Depending on the number of applications, it is possible to deploy additional Distributed Solution Control Servers for load balancing.
For additional fault tolerance, Solution Control Servers can be deployed in high-availability (HA) pairs.
Each site has its own instance of a Log Message Server to be used for network logging by applications running on the same site. Message Servers are installed on the application host and managed by the site Solution Control Server. A dedicated Log Database is used at each site. In a symmetrical setup, access to the database can use GEO DNS.
In addition, a Message Server is also dedicated to communications between the distributed Solution Control Servers. This requires two instances (or two HA pairs) of Message Servers to be deployed, one of which is dormant.

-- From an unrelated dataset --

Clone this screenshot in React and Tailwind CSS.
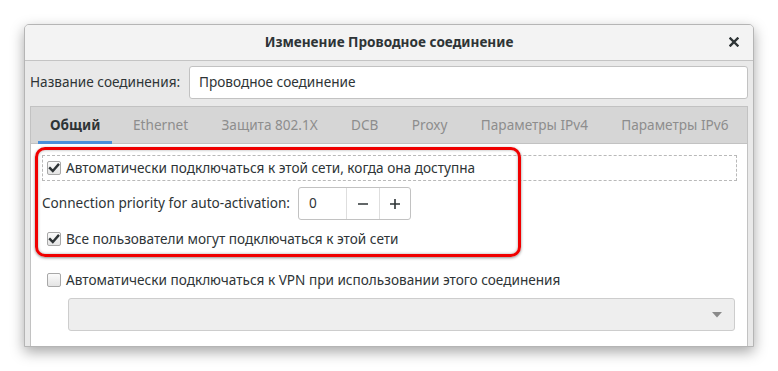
import React from "react";

function Check({ checked }) {
  return (
    <span className="w-[14px] h-[14px] rounded-[2px] border border-[#a8a8a8] bg-gradient-to-b from-[#fbfbfb] to-[#e4e4e4] flex items-center justify-center shrink-0">
      {checked && (
        <svg width="12" height="12" viewBox="0 0 12 12">
          <path d="M2 6.2 L4.8 9 L10.2 2.8" fill="none" stroke="#2e3436" strokeWidth="2.4" strokeLinecap="square" />
        </svg>
      )}
    </span>
  );
}

export default function App() {
  const tabs = ["Ethernet", "Защита 802.1X", "DCB", "Proxy", "Параметры IPv4", "Параметры IPv6"];
  return (
    <div className="w-[778px] h-[371px] bg-white overflow-hidden pt-[24px] pl-[24px] font-['Noto_Sans',sans-serif] text-[13.6px] text-[#2e3436]">
      <div className="w-[730px] h-[323px] flex flex-col bg-[#e9e9e9] border border-[#b5b5b5] rounded-t-[5px] shadow-[0_5px_14px_rgba(0,0,0,0.35)] overflow-hidden">
        <div className="h-[36px] shrink-0 bg-[#f3f3f3] border-b border-[#c4c4c4] flex items-center justify-center relative">
          <span className="font-bold text-[13.6px] text-[#2e3436] whitespace-nowrap">Изменение Проводное соединение</span>
          <span className="absolute right-[12px] top-[10px] w-[14px] h-[14px] flex items-center justify-center">
            <svg width="10" height="10" viewBox="0 0 10 10">
              <path d="M1.5 1.5 L8.5 8.5 M8.5 1.5 L1.5 8.5" stroke="#2e3436" strokeWidth="2.4" strokeLinecap="square" />
            </svg>
          </span>
        </div>
        <div className="flex-1 flex flex-col px-[5px] pt-[5px]">
          <div className="flex items-center h-[33px]">
            <span className="w-[159px] shrink-0 whitespace-nowrap">Название соединения:</span>
            <div className="flex-1 h-[33px] bg-white border border-[#c2c2c2] rounded-[3px] flex items-center pl-[9px]">
              Проводное соединение
            </div>
          </div>
          <div className="mt-[7px] flex-1 flex flex-col border border-[#c2c2c2] border-b-0">
            <div className="h-[37px] shrink-0 bg-[#d6d6d6] border-b border-[#c2c2c2] flex items-stretch pl-[3px] whitespace-nowrap">
              <div className="relative px-[12px] mx-[4px] flex items-center font-bold text-[#2e3436] shrink-0">
                Общий
                <span className="absolute left-0 right-0 bottom-[-1px] h-[3px] bg-[#4a90d9]"></span>
              </div>
              {tabs.map((t) => (
                <div key={t} className="px-[12.7px] mx-[4px] flex items-center text-[#8d8d8d] shrink-0">
                  {t}
                </div>
              ))}
            </div>
            <div className="flex-1 bg-white relative flex flex-col pt-[11px] whitespace-nowrap">
              <div className="ml-[11px] mr-[10px] h-[26px] border border-dashed border-[#b9b9b9] flex items-center pl-[4px] gap-[5px]">
                <Check checked />
                <span>Автоматически подключаться к этой сети, когда она доступна</span>
              </div>
              <div className="mt-[6px] ml-[11px] flex items-center h-[33px]">
                <span className="w-[256px] shrink-0">Connection priority for auto-activation:</span>
                <div className="h-[33px] w-[113px] flex border border-[#c2c2c2] rounded-[3px] bg-white">
                  <div className="w-[48px] flex items-center pl-[10px] border-r border-[#dedede]">0</div>
                  <div className="w-[33px] flex items-center justify-center border-r border-[#dedede]">
                    <svg width="12" height="12" viewBox="0 0 12 12"><path d="M1 6 H11" stroke="#2e3436" strokeWidth="1.6" /></svg>
                  </div>
                  <div className="flex-1 flex items-center justify-center">
                    <svg width="12" height="12" viewBox="0 0 12 12"><path d="M1 6 H11 M6 1 V11" stroke="#2e3436" strokeWidth="1.6" /></svg>
                  </div>
                </div>
              </div>
              <div className="mt-[6px] ml-[12px] h-[26px] flex items-center pl-[4px] gap-[5px]">
                <Check checked />
                <span>Все пользователи могут подключаться к этой сети</span>
              </div>
              <div className="mt-[15px] ml-[12px] h-[26px] flex items-center pl-[4px] gap-[5px]">
                <Check />
                <span>Автоматически подключаться к VPN при использовании этого соединения</span>
              </div>
              <div className="mt-[5px] ml-[37px] mr-[12px] h-[33px] bg-[#eeeeee] border border-[#cdcdcd] rounded-[3px] flex items-center justify-end pr-[12px]">
                <svg width="10" height="6" viewBox="0 0 10 6"><path d="M0 0 H10 L5 5.5 Z" fill="#8a8a8a" /></svg>
              </div>
              <div className="absolute left-[4px] top-[3px] w-[486px] h-[110px] border-[3px] border-[#f00000] rounded-[10px] shadow-[0_1px_3px_rgba(0,0,0,0.45),inset_0_0_3px_rgba(0,0,0,0.35)] pointer-events-none"></div>
            </div>
          </div>
        </div>
      </div>
    </div>
  );
}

DNS Server Configuration and Switchover Scripts
The DNS Server configures a record type A to resolve the IP address of a host running the live master Configuration Server primary/backup pair. It resolves the IP address to the main host in normal mode, and to the secondary host in failover mode. It consists of two scripts setting the IP address resolution, one for the main host and the second for the secondary host.
To avoid false situations, name resolution from this record of type A in the /etc/hosts file on the main and secondary hosts should point to the IP Address of the local host.
DBMS Solution Replication Processes Configuration
The DBMS Solution must have replication processes designed to cross-replicate the Configuration and Log Databases, such as:
- From the database on the main system to that on the secondary system.
- From the database on the secondary system to that on the main system.
The following diagram illustrates the DBMS configuration in normal operating mode. In this mode, the Configuration Database replication process from the secondary system to the main system is in STOPPED state (marked *). It is started only when the secondary Configuration Database is switched from live standby to live mode and used for the initial data replication from the secondary to main database after the main system is restored.